Exercise:
All of the lines below are to be transcribed faithfully, with pictures excluded from the copy.

┌─ Recorded information

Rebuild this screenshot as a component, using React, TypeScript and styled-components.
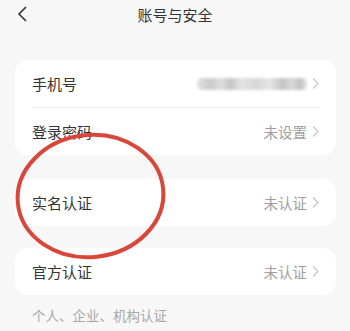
import styled, { createGlobalStyle } from "styled-components"

const Global = createGlobalStyle`
  html, body {
    margin: 0;
    padding: 0;
    background: #f7f7f7;
    font-family: "Noto Sans CJK SC", "Noto Sans", sans-serif;
  }
`

const Page = styled.div`
  position: relative;
  width: 350px;
  height: 331px;
  overflow: hidden;
  background: #f7f7f7;
`

const Header = styled.div`
  position: relative;
  height: 28px;
  display: flex;
  align-items: center;
  justify-content: center;
  font-size: 15px;
  color: #333;
`

const Back = styled.div`
  position: absolute;
  left: 15px;
  top: 4px;
  width: 18px;
  height: 20px;
`

const List = styled.div`
  display: flex;
  flex-direction: column;
  padding: 32px 14px 0 15px;
`

const Card = styled.div<{ $gap?: number }>`
  background: #fff;
  border-radius: 13px;
  padding: 0 17px;
  margin-bottom: ${(p) => p.$gap ?? 24}px;
`

const Row = styled.div<{ $divider?: boolean }>`
  height: 47px;
  display: flex;
  align-items: center;
  justify-content: space-between;
  border-bottom: ${(p) => (p.$divider ? "1px solid #eeeeee" : "none")};
`

const Label = styled.span`
  font-size: 15px;
  color: #333;
`

const Value = styled.span`
  display: flex;
  align-items: center;
  gap: 5px;
  font-size: 14.5px;
  color: #a0a0a0;
`

const Blur = styled.span`
  display: block;
  width: 110px;
  height: 12px;
  border-radius: 5px;
  filter: blur(1.4px);
  background: linear-gradient(
    90deg,
    #e2e2e2 0%,
    #c8c8c8 12%,
    #dedede 22%,
    #c4c4c4 30%,
    #e4e4e4 40%,
    #d6d6d6 55%,
    #e6e6e6 66%,
    #c4c4c4 78%,
    #d8d8d8 86%,
    #c2c2c2 94%,
    #e2e2e2 100%
  );
`

const Hint = styled.div`
  padding-left: 17px;
  font-size: 13.5px;
  line-height: 20px;
  color: #a8a8a8;
`

const Mark = styled.svg`
  position: absolute;
  left: 0;
  top: 0;
  pointer-events: none;
`

function Chevron() {
  return (
    <svg width="7" height="13" viewBox="0 0 7 13">
      <path d="M1 1.5 L6 6.5 L1 11.5" fill="none" stroke="#c6c6c6" strokeWidth="1.2" />
    </svg>
  )
}

export default function App() {
  return (
    <Page>
      <Global />
      <Header>
        <Back>
          <svg width="18" height="20" viewBox="0 0 18 20">
            <path d="M11 3 L4 10 L11 17" fill="none" stroke="#333" strokeWidth="1.6" />
          </svg>
        </Back>
        账号与安全
      </Header>
      <List>
        <Card>
          <Row $divider>
            <Label>手机号</Label>
            <Value>
              <Blur />
              <Chevron />
            </Value>
          </Row>
          <Row>
            <Label>登录密码</Label>
            <Value>
              未设置
              <Chevron />
            </Value>
          </Row>
        </Card>
        <Card $gap={22}>
          <Row>
            <Label>实名认证</Label>
            <Value>
              未认证
              <Chevron />
            </Value>
          </Row>
        </Card>
        <Card $gap={10}>
          <Row>
            <Label>官方认证</Label>
            <Value>
              未认证
              <Chevron />
            </Value>
          </Row>
        </Card>
        <Hint>个人、企业、机构认证</Hint>
      </List>
      <Mark width="350" height="331" viewBox="0 0 350 331">
        <ellipse
          cx="90.5"
          cy="196"
          rx="73"
          ry="61"
          transform="rotate(-6 90.5 196)"
          fill="none"
          stroke="#d8473a"
          strokeWidth="4"
        />
      </Mark>
    </Page>
  )
}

└─

Full response:
Rebuild this screenshot as a component, using React, TypeScript and styled-components.
import styled, { createGlobalStyle } from "styled-components"

const Global = createGlobalStyle`
  html, body {
    margin: 0;
    padding: 0;
    background: #f7f7f7;
    font-family: "Noto Sans CJK SC", "Noto Sans", sans-serif;
  }
`

const Page = styled.div`
  position: relative;
  width: 350px;
  height: 331px;
  overflow: hidden;
  background: #f7f7f7;
`

const Header = styled.div`
  position: relative;
  height: 28px;
  display: flex;
  align-items: center;
  justify-content: center;
  font-size: 15px;
  color: #333;
`

const Back = styled.div`
  position: absolute;
  left: 15px;
  top: 4px;
  width: 18px;
  height: 20px;
`

const List = styled.div`
  display: flex;
  flex-direction: column;
  padding: 32px 14px 0 15px;
`

const Card = styled.div<{ $gap?: number }>`
  background: #fff;
  border-radius: 13px;
  padding: 0 17px;
  margin-bottom: ${(p) => p.$gap ?? 24}px;
`

const Row = styled.div<{ $divider?: boolean }>`
  height: 47px;
  display: flex;
  align-items: center;
  justify-content: space-between;
  border-bottom: ${(p) => (p.$divider ? "1px solid #eeeeee" : "none")};
`

const Label = styled.span`
  font-size: 15px;
  color: #333;
`

const Value = styled.span`
  display: flex;
  align-items: center;
  gap: 5px;
  font-size: 14.5px;
  color: #a0a0a0;
`

const Blur = styled.span`
  display: block;
  width: 110px;
  height: 12px;
  border-radius: 5px;
  filter: blur(1.4px);
  background: linear-gradient(
    90deg,
    #e2e2e2 0%,
    #c8c8c8 12%,
    #dedede 22%,
    #c4c4c4 30%,
    #e4e4e4 40%,
    #d6d6d6 55%,
    #e6e6e6 66%,
    #c4c4c4 78%,
    #d8d8d8 86%,
    #c2c2c2 94%,
    #e2e2e2 100%
  );
`

const Hint = styled.div`
  padding-left: 17px;
  font-size: 13.5px;
  line-height: 20px;
  color: #a8a8a8;
`

const Mark = styled.svg`
  position: absolute;
  left: 0;
  top: 0;
  pointer-events: none;
`

function Chevron() {
  return (
    <svg width="7" height="13" viewBox="0 0 7 13">
      <path d="M1 1.5 L6 6.5 L1 11.5" fill="none" stroke="#c6c6c6" strokeWidth="1.2" />
    </svg>
  )
}

export default function App() {
  return (
    <Page>
      <Global />
      <Header>
        <Back>
          <svg width="18" height="20" viewBox="0 0 18 20">
            <path d="M11 3 L4 10 L11 17" fill="none" stroke="#333" strokeWidth="1.6" />
          </svg>
        </Back>
        账号与安全
      </Header>
      <List>
        <Card>
          <Row $divider>
            <Label>手机号</Label>
            <Value>
              <Blur />
              <Chevron />
            </Value>
          </Row>
          <Row>
            <Label>登录密码</Label>
            <Value>
              未设置
              <Chevron />
            </Value>
          </Row>
        </Card>
        <Card $gap={22}>
          <Row>
            <Label>实名认证</Label>
            <Value>
              未认证
              <Chevron />
            </Value>
          </Row>
        </Card>
        <Card $gap={10}>
          <Row>
            <Label>官方认证</Label>
            <Value>
              未认证
              <Chevron />
            </Value>
          </Row>
        </Card>
        <Hint>个人、企业、机构认证</Hint>
      </List>
      <Mark width="350" height="331" viewBox="0 0 350 331">
        <ellipse
          cx="90.5"
          cy="196"
          rx="73"
          ry="61"
          transform="rotate(-6 90.5 196)"
          fill="none"
          stroke="#d8473a"
          strokeWidth="4"
        />
      </Mark>
    </Page>
  )
}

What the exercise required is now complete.